The separation of Discovery Global is expected to be completed in the third quarter of 2026, with the Netflix–Warner deal slated to close 12–18 months from now, subject to shareholder approvals and regulatory clearance.
Netflix has also agreed to a $5.8-billion breakup fee if it walks away from the deal, while Warner Bros Discovery would owe $2.8 billion if it withdraws, underscoring the execution risk both sides see around approvals.
Netflix co-CEO Ted Sarandos has said the combination would advance the company’s mission “to entertain the world”, arguing that bringing Warner’s century-old studio and premium HBO programming under the same roof as Netflix’s global streaming platform would “give audiences more of what they love” and help define “the next century of storytelling”.
Warner Bros Discovery chief executive David Zaslav has framed the deal as the next chapter for a company that has spent more than 100 years shaping global culture through its films and series, saying that joining forces with Netflix would ensure those stories reach even larger audiences worldwide in the years ahead.
Addressing concerns in Hollywood, Netflix has pledged to maintain Warner’s theatrical release model for its studio films, a key issue for cinema owners and creatives who feared a streaming owner could push more titles straight to OTT.
The agreement capped months of intense speculation and a competitive bidding process. Paramount Skydance and Comcast had also pursued Warner Bros Discovery after the company signalled in October that it was open to a sale as part of a broader restructuring.
Reuters reported that Netflix’s near-$28 per share offer for the studios-and-streaming business effectively eclipsed rival bids, with the final terms reflecting a premium of more than 120% to WBD’s share price before deal talks became public in September.

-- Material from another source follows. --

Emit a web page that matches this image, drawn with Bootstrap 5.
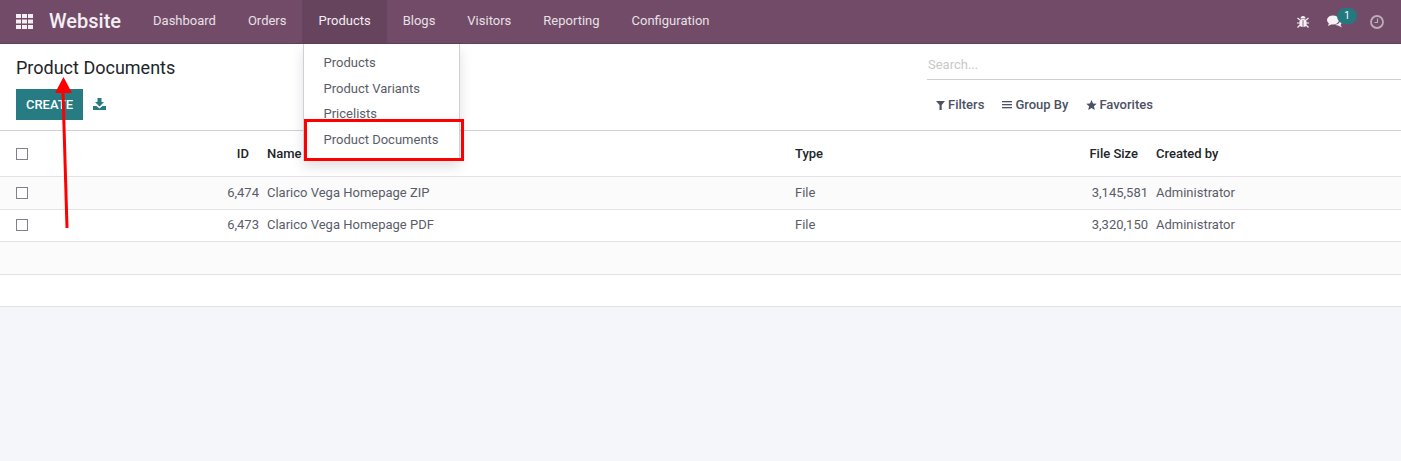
<!DOCTYPE html>
<html lang="en">
<head>
    <meta charset="UTF-8">
    <title>Product Documents</title>
    <link href="https://cdn.jsdelivr.net/npm/bootstrap@5.3.0/dist/css/bootstrap.min.css" rel="stylesheet">
    <style>
        html, body { height: 100%; }
        body { font-family: Roboto, "Liberation Sans", sans-serif; font-size: 13px; color: #4c4c4c; background: #f5f6fa; overflow: hidden; position: relative; }
        .top-bar { height: 44px; background: #714b67; border-bottom: 1px solid #5f4058; color: #fff; }
        .apps-icon { width: 17px; height: 15px; margin-left: 16px; }
        .brand-name { font-size: 20px; font-weight: 500; margin-left: 16px; margin-right: 16px; color: #f3eef2; line-height: 43px; }
        .top-link { display: block; height: 43px; line-height: 42px; padding: 0 16px; color: #e8e0e6; text-decoration: none; }
        .top-link.is-open { background: #67445e; color: #f3eef2; }
        .sys-tray { margin-right: 17px; }
        .bug-icon { margin-right: 18px; }
        .msg-wrap { position: relative; margin-right: 27px; }
        .msg-count { position: absolute; left: 10px; top: -7px; width: 20px; height: 16px; border-radius: 8px; background: #24797f; color: #fff; font-size: 10px; line-height: 15px; text-align: center; }
        .panel-top { height: 87px; background: #fff; border-bottom: 1px solid #d0cfd6; padding: 0 0 0 16px; }
        .page-title { font-size: 18px; font-weight: 400; color: #212529; line-height: 22px; margin: 13px 0 10px; }
        .create-btn { background: #267c82; color: #fff; border: 0; border-radius: 0; height: 31px; width: 67px; padding: 0; font-size: 13px; font-weight: 500; }
        .export-icon { margin: -2px 0 0 10px; }
        .search-box { width: 474px; height: 36px; border-bottom: 1px solid #cfced4; color: #c8c8c8; line-height: 42px; padding-left: 1px; margin-bottom: 15px; }
        .panel-right { width: 474px; }
        .filter-row { padding-left: 9px; column-gap: 18px; }
        .filter-btn { color: #4c5263; font-weight: 500; font-size: 13px; display: flex; align-items: center; gap: 2px; }
        .doc-table { width: 100%; table-layout: fixed; background: #fff; border-collapse: collapse; }
        .doc-table th { height: 45px; font-weight: 500; color: #212529; padding: 0 4px; vertical-align: middle; border-bottom: 1px solid #e4e4e6; box-shadow: 0 4px 8px -2px rgba(0,0,0,.13); position: relative; z-index: 1; }
        .doc-table td { height: 32px; padding: 0 4px; vertical-align: middle; border-bottom: 1px solid #e2e2e4; color: #5a5d68; }
        .doc-table tbody tr:nth-child(odd) td { background: #fbfbfb; height: 33px; }
        .doc-table th.head-num { padding-right: 14px; }
        .doc-table th .tick-box { margin-top: 2px; }
        .col-tick { width: 64px; }
        .col-id { width: 199px; }
        .col-name { width: 528px; }
        .col-type { width: 282px; }
        .col-size { width: 79px; }
        .tick-box { display: block; width: 12px; height: 12px; border: 1px solid #80818c; margin-left: 12px; background: #fff; }
        .menu-drop { position: absolute; left: 303px; top: 44px; width: 157px; height: 117px; background: #fff; border: 1px solid #d0cfd6; border-top: 0; box-shadow: 0 6px 12px rgba(0,0,0,.12); padding-top: 6px; z-index: 5; }
        .menu-drop a { display: block; height: 25.5px; line-height: 25px; padding-left: 19.5px; color: #5a5d68; text-decoration: none; }
        .red-box { position: absolute; left: 304px; top: 119px; width: 160px; height: 42px; border: 3px solid #f00; z-index: 6; }
        .red-arrow { position: absolute; left: 50px; top: 74px; z-index: 7; }
    </style>
</head>
<body>

<nav class="top-bar d-flex align-items-center">
    <svg class="apps-icon" viewBox="0 0 17 15" fill="#f3eef2">
        <rect x="0" y="0" width="5" height="4"/><rect x="6" y="0" width="5" height="4"/><rect x="12" y="0" width="5" height="4"/>
        <rect x="0" y="5.5" width="5" height="4"/><rect x="6" y="5.5" width="5" height="4"/><rect x="12" y="5.5" width="5" height="4"/>
        <rect x="0" y="11" width="5" height="4"/><rect x="6" y="11" width="5" height="4"/><rect x="12" y="11" width="5" height="4"/>
    </svg>
    <span class="brand-name">Website</span>
    <a class="top-link" href="#">Dashboard</a>
    <a class="top-link" href="#">Orders</a>
    <a class="top-link is-open" href="#">Products</a>
    <a class="top-link" href="#">Blogs</a>
    <a class="top-link" href="#">Visitors</a>
    <a class="top-link" href="#">Reporting</a>
    <a class="top-link" href="#">Configuration</a>
    <div class="sys-tray ms-auto d-flex align-items-center">
        <svg class="bug-icon" width="12" height="13" viewBox="0 0 12 13" fill="#f6f1f5" stroke="#f6f1f5" stroke-width="1.200">
            <rect x="2.500" y="4" width="7" height="8" rx="3" stroke="none"/><path d="M3.500 3.500a2.500 2.500 0 0 1 5 0Z" stroke="none"/>
            <path d="M.5 3 3 5M11.500 3 9 5M0 8h3M12 8H9M.5 12.500 3 10M11.500 12.500 9 10" fill="none"/>
            <path d="M6 5v7" stroke="#714b67" stroke-width=".8" fill="none"/>
        </svg>
        <div class="msg-wrap d-flex">
            <svg width="16" height="13" viewBox="0 0 16 13" fill="#f6f1f5">
                <ellipse cx="6" cy="5" rx="6" ry="4.500"/><path d="M2 8 1 11 5 9Z"/>
                <path d="M13 5.500c2 1.500 2 3.500.5 4.500l1.500 2.500-4-2c-1 0-2-.2-3-.8 3 0 5-2 5-4.200Z"/>
            </svg>
            <span class="msg-count">1</span>
        </div>
        <svg width="14" height="14" viewBox="0 0 14 14" fill="none" stroke="#bcadb8" stroke-width="1.800">
            <circle cx="7" cy="7" r="6"/><path d="M7.500 3.500V7.500H4.500" stroke-width="1.200"/>
        </svg>
    </div>
</nav>

<div class="panel-top d-flex justify-content-between">
    <div>
        <h1 class="page-title">Product Documents</h1>
        <div class="d-flex align-items-center">
            <button type="button" class="create-btn">CREATE</button>
            <svg class="export-icon" width="13" height="12" viewBox="0 0 13 12" fill="#267c82">
                <path d="M4.500 0h4v4h2.500L6.500 8.500 2 4h2.500Z"/><path d="M0 8h3.500L6.500 10.500 9.500 8H13v4H0Z"/>
            </svg>
        </div>
    </div>
    <div class="panel-right">
        <div class="search-box">Search...</div>
        <div class="filter-row d-flex">
            <span class="filter-btn">
                <svg width="10" height="10" viewBox="0 0 10 10" fill="#4c5263"><path d="M0 1h9L5.700 5v5H3.500V5Z"/></svg>Filters
            </span>
            <span class="filter-btn">
                <svg width="11" height="10" viewBox="0 0 11 10" fill="#4c5263"><rect y="1" width="10" height="1.300"/><rect y="4" width="10" height="1.300"/><rect y="7" width="10" height="1.300"/></svg>Group By
            </span>
            <span class="filter-btn">
                <svg width="11" height="10" viewBox="0 0 11 10" fill="#4c5263"><path d="M5.500 0 7 3.500l3.700.3-2.800 2.400.9 3.700-3.300-2-3.300 2 .9-3.700L.3 3.800 4 3.500Z"/></svg>Favorites
            </span>
        </div>
    </div>
</div>

<table class="doc-table">
    <colgroup>
        <col class="col-tick"><col class="col-id"><col class="col-name"><col class="col-type"><col class="col-size"><col>
    </colgroup>
    <thead>
        <tr>
            <th><span class="tick-box"></span></th>
            <th class="text-end head-num">ID</th>
            <th>Name</th>
            <th>Type</th>
            <th class="text-end head-num">File Size</th>
            <th>Created by</th>
        </tr>
    </thead>
    <tbody>
        <tr>
            <td><span class="tick-box"></span></td>
            <td class="text-end">6,474</td>
            <td>Clarico Vega Homepage ZIP</td>
            <td>File</td>
            <td class="text-end">3,145,581</td>
            <td>Administrator</td>
        </tr>
        <tr>
            <td><span class="tick-box"></span></td>
            <td class="text-end">6,473</td>
            <td>Clarico Vega Homepage PDF</td>
            <td>File</td>
            <td class="text-end">3,320,150</td>
            <td>Administrator</td>
        </tr>
        <tr><td colspan="6"></td></tr>
        <tr><td colspan="6"></td></tr>
    </tbody>
</table>

<div class="menu-drop">
    <a href="#">Products</a>
    <a href="#">Product Variants</a>
    <a href="#">Pricelists</a>
    <a href="#">Product Documents</a>
</div>
<div class="red-box"></div>
<svg class="red-arrow" width="24" height="156" viewBox="0 0 24 156">
    <path d="M13 18 17 154" stroke="#f00" stroke-width="3" fill="none"/>
    <path d="M13.500 3 5 19H22Z" fill="#f00"/>
</svg>

<script src="https://cdn.jsdelivr.net/npm/bootstrap@5.3.0/dist/js/bootstrap.bundle.min.js"></script>
</body>
</html>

Following the announcement, Warner Bros Discovery shares rose in early trading, while Netflix and some rival media stocks fell amid investor concerns over deal costs and potential regulatory hurdles.
Beyond the immediate market reaction, Trump’s “lot of market share” warning places an added political overhang on a transaction already expected to face detailed competition tests. Any extended review, additional conditions or possible remedies could now become central to how and when Netflix is able to close on Warner’s studios and HBO assets.